Пальцы Бена судорожно сжались в кулак, окончательно испортив отчёты, которые Алиса, оказывается, писала за Фрэнка. Она между тем подняла руку и продемонстрировала безымянный палец с обручальным кольцом, ногтем протыкая насквозь его самообладание. То, что от его самообладания оставалось.
Это, наверное, всё ещё была грань, и Бен её пока не переступил, балансируя на краю. Это была грань, на которой он мог бы остановиться, найти слова, чтобы оборвать растущий конфликт, отступить, ведь она, похоже... ну, не то чтобы она была права, но, похоже, у неё в запасе были аргументы, которые Бен не учёл.

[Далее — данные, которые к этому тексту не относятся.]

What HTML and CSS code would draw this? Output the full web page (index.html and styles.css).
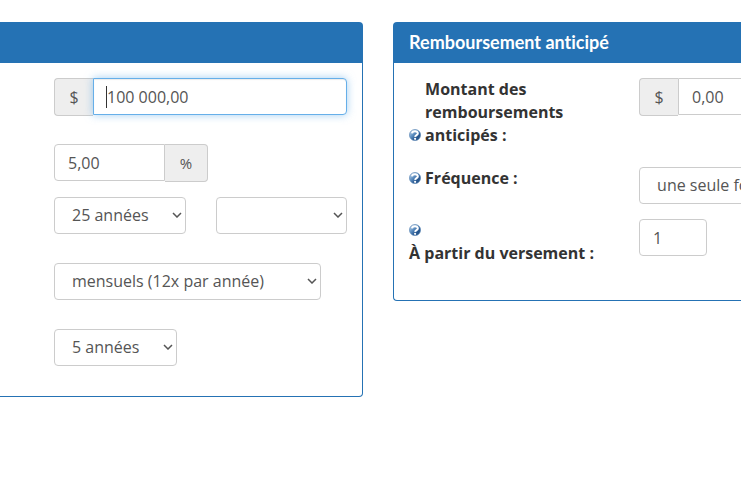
FILE: index.html
```html
<!DOCTYPE html>
<html lang="fr">
<head>
<meta charset="utf-8">
<title>Remboursement anticipé</title>
<link rel="stylesheet" href="styles.css">
</head>
<body>
<svg class="icon-defs" aria-hidden="true">
    <defs>
        <linearGradient id="help-fill" x1="0" y1="0" x2="1" y2="1">
            <stop offset="0" stop-color="#d3e3f3"/>
            <stop offset="0.4" stop-color="#5f90c2"/>
            <stop offset="0.65" stop-color="#2a5a92"/>
            <stop offset="1" stop-color="#1d4a80"/>
        </linearGradient>
        <symbol id="help" viewBox="0 0 12 12">
            <circle cx="6" cy="6" r="5.6" fill="url(#help-fill)" stroke="#5b86b5" stroke-width="0.6"/>
            <path d="M3 4.3C3.3 1.4 9.2 1.6 8.8 4.5C8.6 6.2 6.3 5.9 6.1 7.8" fill="none" stroke="#fff" stroke-width="2"/>
            <circle cx="6.1" cy="9.8" r="1.1" fill="#fff"/>
        </symbol>
    </defs>
</svg>

<form class="calculator">
    <section class="panel panel-loan">
        <div class="panel-heading"></div>
        <div class="panel-body">
            <div class="row row-addon">
                <div class="input-group amount">
                    <span class="addon">$</span>
                    <div class="field-focus">
                        <input class="form-control focused" type="text" value="100 000,00" aria-label="Montant">
                        <span class="caret"></span>
                    </div>
                </div>
            </div>
            <div class="row row-rate">
                <div class="input-group rate">
                    <input class="form-control" type="text" value="5,00" aria-label="Taux">
                    <span class="addon addon-percent">%</span>
                </div>
            </div>
            <div class="row row-split">
                <select class="form-control select-years" aria-label="Années">
                    <option>25 années</option>
                </select>
                <select class="form-control select-months" aria-label="Mois">
                    <option></option>
                </select>
            </div>
            <div class="row">
                <select class="form-control select-payments" aria-label="Versements">
                    <option>mensuels (12x par année)</option>
                </select>
            </div>
            <div class="row">
                <select class="form-control select-term" aria-label="Terme">
                    <option>5 années</option>
                </select>
            </div>
        </div>
    </section>

    <section class="panel panel-prepay">
        <div class="panel-heading"><h2>Remboursement anticipé</h2></div>
        <div class="panel-body">
            <div class="line line-amount">
                <div class="label">
                    <svg class="help"><use href="#help"/></svg>
                    <label class="label-narrow" for="prepay">Montant des remboursements anticipés :</label>
                </div>
                <div class="input-group">
                    <span class="addon">$</span>
                    <input class="form-control" type="text" id="prepay" value="0,00">
                </div>
            </div>
            <div class="line">
                <div class="label">
                    <svg class="help"><use href="#help"/></svg>
                    <label for="frequency">Fréquence :</label>
                </div>
                <select class="form-control select-frequency" id="frequency">
                    <option>une seule fois</option>
                </select>
            </div>
            <div class="line">
                <div class="label label-stacked">
                    <svg class="help"><use href="#help"/></svg>
                    <label for="start">À partir du versement :</label>
                </div>
                <input class="form-control start" type="text" id="start" value="1">
            </div>
        </div>
    </section>
</form>
</body>
</html>
```

FILE: styles.css
```css
* {
    box-sizing: border-box;
}
body {
    margin: 0;
    overflow-x: hidden;
    background-color: #fff;
    color: #333;
    font-family: "Open Sans", "Noto Sans", sans-serif;
    font-size: 16px;
    line-height: 23px;
}
.icon-defs {
    position: absolute;
    width: 0;
    height: 0;
}
.calculator {
    display: flex;
    align-items: flex-start;
    gap: 30px;
    padding-top: 22px;
}
.panel {
    border: 1px solid #2572b4;
    border-radius: 4px;
    background-color: #fff;
}
.panel-loan {
    flex: 0 0 49%;
    border-left: none;
    border-top-left-radius: 0;
    border-bottom-left-radius: 0;
}
.panel-prepay {
    flex: 1;
    min-width: 0;
    border-right: none;
    border-top-right-radius: 0;
    border-bottom-right-radius: 0;
}
.panel-heading {
    height: 40px;
    padding: 8px 15px;
    background-color: #2572b4;
    color: #fff;
}
.panel-heading h2 {
    margin: 0;
    font-family: Lato, sans-serif;
    font-size: 18px;
    font-weight: bold;
    line-height: 23px;
    font-variant-ligatures: none;
}
.panel-body {
    padding: 15px 15px 30px;
}
.panel-loan .panel-body {
    padding-left: 54px;
}
.row {
    display: flex;
    margin-bottom: 29px;
}
.row-addon {
    margin-bottom: 28px;
}
.row-rate {
    margin-bottom: 15px;
}
.row:last-child {
    margin-bottom: 0;
}
.row-split {
    justify-content: space-between;
}
.form-control {
    height: 37px;
    min-width: 0;
    padding: 6px 13px;
    border: 1px solid #ccc;
    border-radius: 4px;
    background-color: #fff;
    color: #555;
    font-family: inherit;
    font-size: 16px;
}
select.form-control {
    appearance: none;
    padding: 5px 0 7px 17px;
    background-image: url("data:image/svg+xml,%3Csvg xmlns='http://www.w3.org/2000/svg' width='10' height='6'%3E%3Cpath d='M1 1l4 4 4-4' fill='none' stroke='%23555' stroke-width='1.5'/%3E%3C/svg%3E");
    background-repeat: no-repeat;
    background-position: right 3px top 14px;
}
.input-group {
    display: flex;
}
.input-group .form-control {
    width: 100%;
}
.input-group .addon + .form-control,
.field-focus .form-control {
    border-top-left-radius: 0;
    border-bottom-left-radius: 0;
}
.addon {
    flex: 0 0 39px;
    border: 1px solid #ccc;
    border-right: none;
    border-radius: 4px 0 0 4px;
    background-color: #eee;
    color: #555;
    line-height: 36px;
    text-align: center;
}
.addon-percent {
    flex-basis: 43px;
    border-right: 1px solid #ccc;
    border-left: none;
    border-radius: 0 4px 4px 0;
    font-size: 15px;
}
.amount {
    flex: 1;
}
.field-focus {
    position: relative;
    flex: 1;
}
.form-control.focused {
    border-color: #66afe9;
    box-shadow: inset 0 1px 1px rgba(0, 0, 0, 0.08), 0 0 8px rgba(102, 175, 233, 0.6);
}
.caret {
    position: absolute;
    top: 8px;
    left: 13px;
    width: 1px;
    height: 22px;
    background-color: #333;
}
.rate {
    width: 154px;
}
.rate .form-control {
    border-top-right-radius: 0;
    border-bottom-right-radius: 0;
}
.select-years {
    width: 132px;
}
.select-months {
    width: 131px;
}
.select-payments {
    width: 267px;
}
.select-term {
    width: 123px;
}
.panel-prepay .panel-body {
    padding-right: 0;
    padding-bottom: 35px;
    overflow: hidden;
}
.line {
    display: grid;
    grid-template-columns: 230px 200px;
    align-items: start;
    margin-bottom: 15px;
}
.line-amount {
    margin-bottom: 20px;
}
.line:last-child {
    margin-bottom: 0;
}
.label {
    display: flex;
    align-items: flex-end;
    gap: 4px;
    font-weight: bold;
}
.label-narrow {
    width: 150px;
}
.label-stacked {
    flex-direction: column;
    align-items: flex-start;
    gap: 0;
}
.help {
    flex: none;
    width: 12px;
    height: 12px;
    margin: 5px 0 6px;
}
.start {
    width: 68px;
}
```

Если б учитывал, может быть, не разозлился бы так.
Но он уже разозлился, вот беда.
И остановиться на этой грани, конечно мог бы, но кто-то другой, не Бен. Бен с собой в тесном тандеме прожил уже тридцать лет и успел хорошо себя узнать. Его уже сорвало с резьбы, и оставалось лишь наблюдать за лавиной, несущейся с горы, набирая обороты и становясь всё разрушительнее.
Нельзя сказать, что Бен совсем не пытался научиться с собой совладать, он пытался. Но дальше "пытался" дело так и не зашло, забуксовал, застрял в попытках, - практически безрезультатных.
Ну вот какой тут может быть результат, когда белобрысая мегера читает тебе нотации, сунув под нос обручальное кольцо? Кольцо - тот ещё аргумент. Вешаешь на шею - и на дно камнем. Прощай, Фрэнки.
Алиса подбирает слова профессионально, с изуверской точностью бывалого садиста, произносит безупречно спокойным тоном, закручивает пружину, не оставляя Бену шансов осадить, остыть, выдохнуть, отступить на шаг. "Заведи себе свой", "какая сумасшедшая с тобой свяжется", "в Мунго на пятом этаже", - вроде бы он и не собирался жениться, но отчего всё это цепляет его подобно безжалостному репью? Губы дрожат, искривляясь в мучительной болезненной усмешке, пергамент хрустит и трескается в кулаке, и поводьев, чтоб замедлить экипаж, во весь опор несущийся к пропасти, там уже нет - выскользнули, бьют по ветру плетьми и петлями.
А он - нет, он не стоит, наблюдая, как истираются в жерновах тяжеловесных, необоримых эмоций последние зёрна его самообладания и сдержанности, - он там, внутри, его волочёт к пропасти, а он ничего не может сделать.
Ну и стерва же ты, Флинт! - вот и все его аргументы.
А ведь всё могло быть иначе. Они так похожи с этой мегерой, могли бы дружить.
И когда-то даже дружили.
— Клянёшься что? Что ты сделаешь, Бенни?
Он открывает рот, - чудится, вот он, тот крошечный промежуток меж катящихся под гору валунов, когда он может прекратить неудачный разговор и, возможно, даже извиниться, - но не успевает ничего сказать.
- Будешь так же стоять как обиженная сопливая девчонка, сверлить взглядом и скрипеть зубами? Ничего ты не сделаешь, и мы оба это знаем.
Краска заливает его лицо стремительно и стыдно, как это обычно с Келли бывает, но с Беном - крайне редко.
Нет, ты не смеешь. Такого я не заслужил.
— Мы все можем однажды не вернуться с задания, так что теперь? Сидеть в штабе и не высовываться?
Отвечает ей кто-то другой.
Кто другой влезает в него, расшвыривая в стороны всё старательно выстроенное, годами вынашиваемое, всё, что правильно в нём, всё, что он в себе хотел сохранить, - влезает и, перехватив горло колючим шарфом, произносит его голосом отвратительные слова, от которых голова идёт кругом и ноги предательски слабеют в коленях. Бен же в это время - уже в пропасти. Ещё летит или уже на дне, растерзанный острыми кольями - чёрт его знает.
- О, кому же как не тебе, Флинт, знать, как это бывает, когда не возвращаются. Когда целая группа не возвращается. Или нет, тебе-то что, ты же - вернулась... вот это триумф.